Exercise brief:
Leaving the pictures aside, transcribe every line below exactly.
[START Data excerpt]
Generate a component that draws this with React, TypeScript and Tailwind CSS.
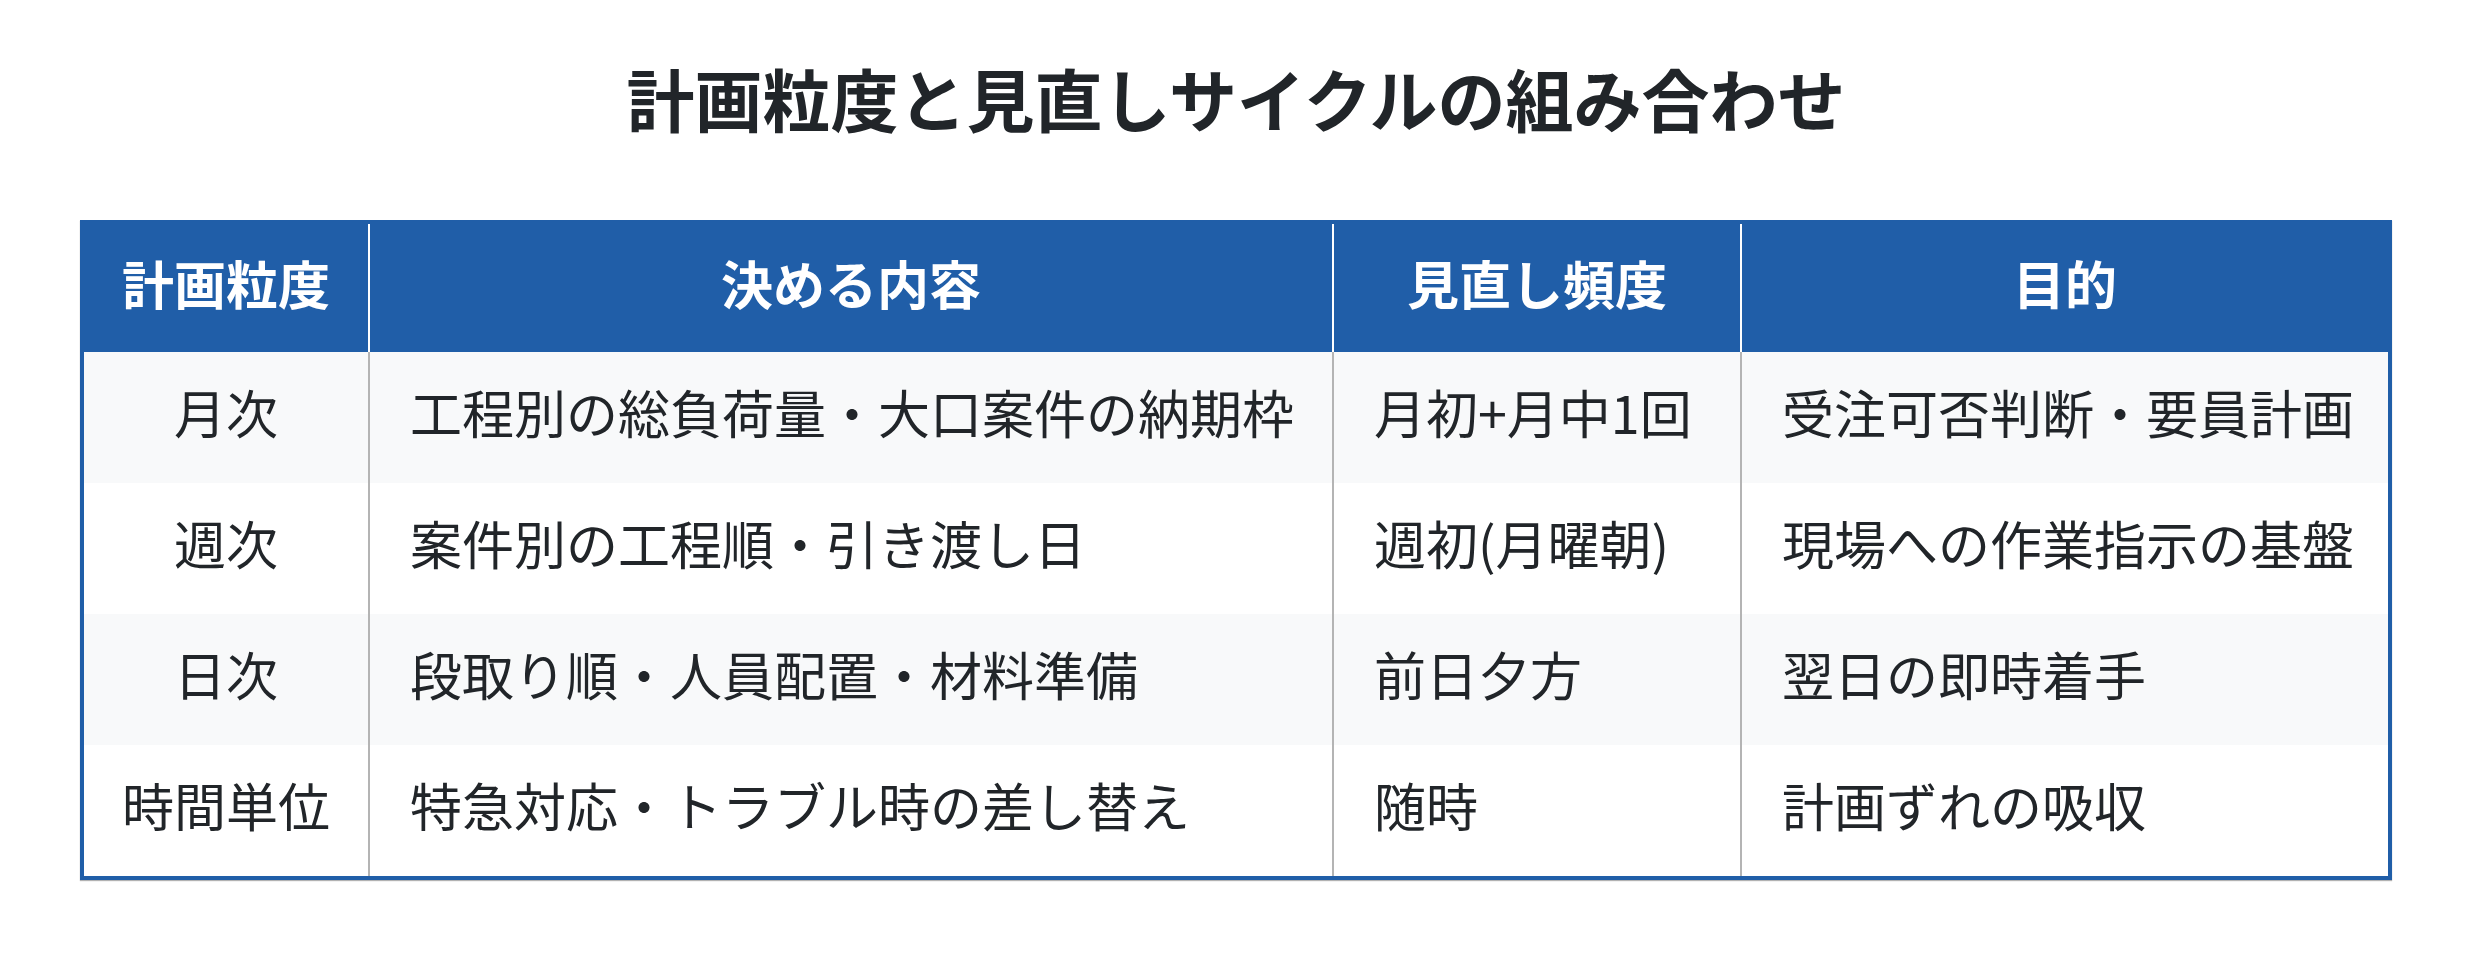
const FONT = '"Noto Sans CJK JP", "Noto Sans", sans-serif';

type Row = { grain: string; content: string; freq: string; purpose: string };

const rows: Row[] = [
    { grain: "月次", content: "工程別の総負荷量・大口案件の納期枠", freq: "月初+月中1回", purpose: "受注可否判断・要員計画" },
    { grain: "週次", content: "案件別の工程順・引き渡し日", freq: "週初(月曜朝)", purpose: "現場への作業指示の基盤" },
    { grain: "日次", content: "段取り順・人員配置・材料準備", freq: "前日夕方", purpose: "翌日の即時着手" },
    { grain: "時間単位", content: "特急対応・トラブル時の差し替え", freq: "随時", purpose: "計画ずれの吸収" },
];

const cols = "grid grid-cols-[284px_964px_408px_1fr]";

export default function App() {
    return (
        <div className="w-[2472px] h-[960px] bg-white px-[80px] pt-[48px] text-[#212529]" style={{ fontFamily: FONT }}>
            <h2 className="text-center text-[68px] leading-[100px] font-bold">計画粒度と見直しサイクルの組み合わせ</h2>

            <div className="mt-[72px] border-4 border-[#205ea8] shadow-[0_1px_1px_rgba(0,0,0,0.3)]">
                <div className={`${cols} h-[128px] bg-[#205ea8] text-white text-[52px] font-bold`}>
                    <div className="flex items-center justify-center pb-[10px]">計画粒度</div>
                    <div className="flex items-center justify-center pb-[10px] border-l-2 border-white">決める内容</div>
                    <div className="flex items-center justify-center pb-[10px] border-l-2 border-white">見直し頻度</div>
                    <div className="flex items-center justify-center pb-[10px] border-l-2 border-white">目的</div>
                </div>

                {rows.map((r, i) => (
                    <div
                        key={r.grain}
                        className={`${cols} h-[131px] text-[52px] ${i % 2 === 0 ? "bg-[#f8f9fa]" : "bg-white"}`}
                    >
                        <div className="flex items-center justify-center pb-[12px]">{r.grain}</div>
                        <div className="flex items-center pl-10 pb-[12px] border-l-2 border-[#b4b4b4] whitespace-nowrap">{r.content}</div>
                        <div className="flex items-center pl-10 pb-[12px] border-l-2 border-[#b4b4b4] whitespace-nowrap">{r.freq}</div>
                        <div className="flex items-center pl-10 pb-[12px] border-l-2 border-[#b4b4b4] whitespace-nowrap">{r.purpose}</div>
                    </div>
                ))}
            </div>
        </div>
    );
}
[END Data excerpt]
Full output:
Generate a component that draws this with React, TypeScript and Tailwind CSS.
const FONT = '"Noto Sans CJK JP", "Noto Sans", sans-serif';

type Row = { grain: string; content: string; freq: string; purpose: string };

const rows: Row[] = [
    { grain: "月次", content: "工程別の総負荷量・大口案件の納期枠", freq: "月初+月中1回", purpose: "受注可否判断・要員計画" },
    { grain: "週次", content: "案件別の工程順・引き渡し日", freq: "週初(月曜朝)", purpose: "現場への作業指示の基盤" },
    { grain: "日次", content: "段取り順・人員配置・材料準備", freq: "前日夕方", purpose: "翌日の即時着手" },
    { grain: "時間単位", content: "特急対応・トラブル時の差し替え", freq: "随時", purpose: "計画ずれの吸収" },
];

const cols = "grid grid-cols-[284px_964px_408px_1fr]";

export default function App() {
    return (
        <div className="w-[2472px] h-[960px] bg-white px-[80px] pt-[48px] text-[#212529]" style={{ fontFamily: FONT }}>
            <h2 className="text-center text-[68px] leading-[100px] font-bold">計画粒度と見直しサイクルの組み合わせ</h2>

            <div className="mt-[72px] border-4 border-[#205ea8] shadow-[0_1px_1px_rgba(0,0,0,0.3)]">
                <div className={`${cols} h-[128px] bg-[#205ea8] text-white text-[52px] font-bold`}>
                    <div className="flex items-center justify-center pb-[10px]">計画粒度</div>
                    <div className="flex items-center justify-center pb-[10px] border-l-2 border-white">決める内容</div>
                    <div className="flex items-center justify-center pb-[10px] border-l-2 border-white">見直し頻度</div>
                    <div className="flex items-center justify-center pb-[10px] border-l-2 border-white">目的</div>
                </div>

                {rows.map((r, i) => (
                    <div
                        key={r.grain}
                        className={`${cols} h-[131px] text-[52px] ${i % 2 === 0 ? "bg-[#f8f9fa]" : "bg-white"}`}
                    >
                        <div className="flex items-center justify-center pb-[12px]">{r.grain}</div>
                        <div className="flex items-center pl-10 pb-[12px] border-l-2 border-[#b4b4b4] whitespace-nowrap">{r.content}</div>
                        <div className="flex items-center pl-10 pb-[12px] border-l-2 border-[#b4b4b4] whitespace-nowrap">{r.freq}</div>
                        <div className="flex items-center pl-10 pb-[12px] border-l-2 border-[#b4b4b4] whitespace-nowrap">{r.purpose}</div>
                    </div>
                ))}
            </div>
        </div>
    );
}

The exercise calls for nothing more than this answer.